In the land use sector, a desirable density is achieved by restricting the population growth trend and augmenting the intensification of land use. The V/C ratio has an average difference of between 1 and 1.5. With respect to transportation, the growth of private transport is reduced by introducing better public transportation facilities. The novelty in this work is that the trips per day measure is calculated differently, which gives more accurate results than the existing methods. This work has taken the vertical development of the residential buildings into consideration, along with the TRpH. These variables are used as parameters for the calculation; these variables predict the traffic volume in the future and enable informed planning for future traffic demand. The outcomes of implementing the desirable scenario would greatly improve transportation and land quality in the region.

Future congestion can be reduced or avoided completely by improving the quality of life (QOL) of local people. Since most the new Chennai residents migrate from the rural areas, the desirable scenario suggests that decentralized development could improve all regions equally, thereby slowing down the migration to Chennai. The other reason for the movement to Chennai is the adequacy of investment in other cities. Hence, if the other cities became a focus for investment, migrants would increasingly migrate to their nearest cities, rather than to Chennai.
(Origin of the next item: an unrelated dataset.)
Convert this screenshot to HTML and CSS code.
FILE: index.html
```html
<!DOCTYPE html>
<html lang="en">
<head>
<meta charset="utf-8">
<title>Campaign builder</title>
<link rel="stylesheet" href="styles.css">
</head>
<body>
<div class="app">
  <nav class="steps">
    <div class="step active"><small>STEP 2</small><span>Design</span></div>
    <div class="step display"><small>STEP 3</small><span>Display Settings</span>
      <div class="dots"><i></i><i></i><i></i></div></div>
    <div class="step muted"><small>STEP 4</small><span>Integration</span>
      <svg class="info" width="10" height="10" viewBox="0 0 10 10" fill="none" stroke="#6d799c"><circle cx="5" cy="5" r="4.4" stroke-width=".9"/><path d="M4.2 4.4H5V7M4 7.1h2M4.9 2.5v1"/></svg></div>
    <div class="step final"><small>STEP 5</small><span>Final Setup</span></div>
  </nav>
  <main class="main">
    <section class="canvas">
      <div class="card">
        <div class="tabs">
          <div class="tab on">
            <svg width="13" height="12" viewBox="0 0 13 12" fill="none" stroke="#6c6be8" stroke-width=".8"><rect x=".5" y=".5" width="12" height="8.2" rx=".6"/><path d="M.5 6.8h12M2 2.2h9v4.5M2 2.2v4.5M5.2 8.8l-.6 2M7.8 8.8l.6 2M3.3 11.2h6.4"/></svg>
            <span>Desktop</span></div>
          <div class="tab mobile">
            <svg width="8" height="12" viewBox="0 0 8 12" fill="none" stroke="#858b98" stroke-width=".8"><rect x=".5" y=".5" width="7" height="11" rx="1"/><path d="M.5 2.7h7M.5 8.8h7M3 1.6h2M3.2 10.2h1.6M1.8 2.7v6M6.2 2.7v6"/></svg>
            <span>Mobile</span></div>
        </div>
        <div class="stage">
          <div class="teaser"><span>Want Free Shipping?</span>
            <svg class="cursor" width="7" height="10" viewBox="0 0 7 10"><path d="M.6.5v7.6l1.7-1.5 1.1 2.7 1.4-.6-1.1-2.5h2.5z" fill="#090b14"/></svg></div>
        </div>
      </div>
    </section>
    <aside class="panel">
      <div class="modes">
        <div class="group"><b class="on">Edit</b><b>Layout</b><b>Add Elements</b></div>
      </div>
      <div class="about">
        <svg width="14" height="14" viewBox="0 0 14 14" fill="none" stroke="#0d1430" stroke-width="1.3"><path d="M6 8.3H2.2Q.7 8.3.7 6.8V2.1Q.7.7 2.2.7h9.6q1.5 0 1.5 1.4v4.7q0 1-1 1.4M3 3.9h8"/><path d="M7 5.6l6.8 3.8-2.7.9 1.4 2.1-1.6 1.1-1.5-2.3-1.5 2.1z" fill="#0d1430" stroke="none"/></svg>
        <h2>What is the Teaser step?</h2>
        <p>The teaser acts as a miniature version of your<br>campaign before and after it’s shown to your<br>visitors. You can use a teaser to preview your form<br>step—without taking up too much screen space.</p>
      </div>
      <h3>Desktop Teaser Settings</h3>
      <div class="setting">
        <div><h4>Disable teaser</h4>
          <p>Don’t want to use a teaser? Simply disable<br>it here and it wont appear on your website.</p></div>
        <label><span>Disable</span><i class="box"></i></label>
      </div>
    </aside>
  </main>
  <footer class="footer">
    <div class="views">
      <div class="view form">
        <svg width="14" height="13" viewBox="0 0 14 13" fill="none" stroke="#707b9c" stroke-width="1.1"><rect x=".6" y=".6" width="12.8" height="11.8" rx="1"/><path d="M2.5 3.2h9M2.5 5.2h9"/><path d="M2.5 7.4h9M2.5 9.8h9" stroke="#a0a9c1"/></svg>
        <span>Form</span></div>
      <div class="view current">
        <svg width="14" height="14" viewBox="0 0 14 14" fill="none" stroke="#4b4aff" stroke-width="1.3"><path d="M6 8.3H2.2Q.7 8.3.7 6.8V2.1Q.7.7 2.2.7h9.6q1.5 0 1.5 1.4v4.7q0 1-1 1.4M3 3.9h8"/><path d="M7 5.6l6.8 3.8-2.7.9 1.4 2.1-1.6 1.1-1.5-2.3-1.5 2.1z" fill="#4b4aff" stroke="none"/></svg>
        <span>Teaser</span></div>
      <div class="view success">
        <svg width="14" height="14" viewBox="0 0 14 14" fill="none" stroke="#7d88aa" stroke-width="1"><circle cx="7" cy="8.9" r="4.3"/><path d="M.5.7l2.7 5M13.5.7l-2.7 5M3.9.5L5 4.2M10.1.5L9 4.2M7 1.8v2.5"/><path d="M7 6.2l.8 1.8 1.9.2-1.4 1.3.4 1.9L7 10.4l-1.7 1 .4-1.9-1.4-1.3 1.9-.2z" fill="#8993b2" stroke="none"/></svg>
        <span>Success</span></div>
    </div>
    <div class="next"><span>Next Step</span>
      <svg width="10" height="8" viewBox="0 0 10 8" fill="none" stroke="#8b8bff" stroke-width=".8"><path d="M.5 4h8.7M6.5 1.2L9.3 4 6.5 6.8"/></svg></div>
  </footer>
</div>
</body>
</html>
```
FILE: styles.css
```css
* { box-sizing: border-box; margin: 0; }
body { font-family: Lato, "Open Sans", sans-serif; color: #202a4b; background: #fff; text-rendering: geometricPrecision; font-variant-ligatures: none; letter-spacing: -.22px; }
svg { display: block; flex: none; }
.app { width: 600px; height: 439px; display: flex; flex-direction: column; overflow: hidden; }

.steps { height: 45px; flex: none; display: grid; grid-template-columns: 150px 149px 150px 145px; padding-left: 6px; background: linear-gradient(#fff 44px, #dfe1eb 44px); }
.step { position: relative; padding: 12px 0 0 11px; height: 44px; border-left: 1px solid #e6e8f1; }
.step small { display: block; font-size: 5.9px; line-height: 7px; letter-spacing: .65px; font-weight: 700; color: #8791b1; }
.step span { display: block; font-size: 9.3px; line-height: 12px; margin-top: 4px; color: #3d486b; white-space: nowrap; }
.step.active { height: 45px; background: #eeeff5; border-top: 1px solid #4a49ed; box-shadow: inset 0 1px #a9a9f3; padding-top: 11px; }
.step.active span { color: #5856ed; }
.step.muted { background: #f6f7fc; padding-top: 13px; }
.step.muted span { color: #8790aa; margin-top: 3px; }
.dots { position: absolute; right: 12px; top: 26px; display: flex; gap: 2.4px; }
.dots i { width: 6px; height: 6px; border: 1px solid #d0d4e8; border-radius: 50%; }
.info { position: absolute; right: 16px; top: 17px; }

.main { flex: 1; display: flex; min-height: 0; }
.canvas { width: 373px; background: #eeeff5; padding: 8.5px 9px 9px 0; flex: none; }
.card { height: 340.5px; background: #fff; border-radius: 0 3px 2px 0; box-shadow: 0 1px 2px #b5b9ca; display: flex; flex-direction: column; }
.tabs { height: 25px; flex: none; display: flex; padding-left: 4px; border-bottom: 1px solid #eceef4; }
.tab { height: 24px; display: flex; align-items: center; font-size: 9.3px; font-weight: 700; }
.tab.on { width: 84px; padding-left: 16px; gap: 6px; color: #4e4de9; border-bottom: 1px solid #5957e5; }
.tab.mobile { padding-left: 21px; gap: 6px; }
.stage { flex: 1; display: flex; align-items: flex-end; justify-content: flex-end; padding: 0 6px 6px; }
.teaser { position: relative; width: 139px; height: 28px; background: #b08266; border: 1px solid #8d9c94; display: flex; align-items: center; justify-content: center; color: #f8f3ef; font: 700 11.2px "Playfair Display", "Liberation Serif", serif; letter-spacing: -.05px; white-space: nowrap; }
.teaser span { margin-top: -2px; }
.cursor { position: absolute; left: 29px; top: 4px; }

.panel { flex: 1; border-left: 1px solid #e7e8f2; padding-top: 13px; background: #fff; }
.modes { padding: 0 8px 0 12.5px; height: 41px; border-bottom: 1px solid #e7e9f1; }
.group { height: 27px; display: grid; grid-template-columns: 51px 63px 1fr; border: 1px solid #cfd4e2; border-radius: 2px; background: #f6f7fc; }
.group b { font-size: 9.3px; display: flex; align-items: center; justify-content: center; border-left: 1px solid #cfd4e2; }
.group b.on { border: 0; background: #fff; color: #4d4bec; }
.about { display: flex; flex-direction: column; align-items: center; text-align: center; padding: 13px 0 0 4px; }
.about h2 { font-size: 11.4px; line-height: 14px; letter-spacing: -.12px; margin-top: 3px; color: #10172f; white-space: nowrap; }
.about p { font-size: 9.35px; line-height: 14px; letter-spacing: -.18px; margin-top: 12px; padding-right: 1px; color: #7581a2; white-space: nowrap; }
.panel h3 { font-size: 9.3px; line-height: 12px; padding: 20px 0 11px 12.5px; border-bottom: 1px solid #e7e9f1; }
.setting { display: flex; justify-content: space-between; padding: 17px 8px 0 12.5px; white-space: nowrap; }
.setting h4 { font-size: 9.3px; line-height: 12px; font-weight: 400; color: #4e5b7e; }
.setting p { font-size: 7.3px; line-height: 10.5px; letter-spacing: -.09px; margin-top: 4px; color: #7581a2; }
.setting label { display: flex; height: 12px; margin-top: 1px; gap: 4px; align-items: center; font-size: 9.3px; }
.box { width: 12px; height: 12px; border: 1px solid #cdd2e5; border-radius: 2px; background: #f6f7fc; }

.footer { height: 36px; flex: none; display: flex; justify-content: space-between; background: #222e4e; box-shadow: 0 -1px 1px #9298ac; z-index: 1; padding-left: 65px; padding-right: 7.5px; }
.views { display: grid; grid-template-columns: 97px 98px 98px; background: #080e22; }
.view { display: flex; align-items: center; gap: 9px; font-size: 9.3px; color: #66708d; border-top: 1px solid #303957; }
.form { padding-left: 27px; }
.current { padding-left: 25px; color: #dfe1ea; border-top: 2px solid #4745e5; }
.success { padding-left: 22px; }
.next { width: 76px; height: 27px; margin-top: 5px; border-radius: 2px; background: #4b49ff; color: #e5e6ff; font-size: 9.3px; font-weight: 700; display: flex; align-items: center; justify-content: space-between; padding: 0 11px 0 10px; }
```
From the research, it is seen that the proposed desirable model would be highly effective in controlling the population and other parameters if implemented in real life. This research would also help researchers to analyze the traffic situation in the future, and make improvements to ease urbanization-related issues. If the desirable scenario is followed in real-time, it would resolve future problems that may arise from traffic congestion in Chennai.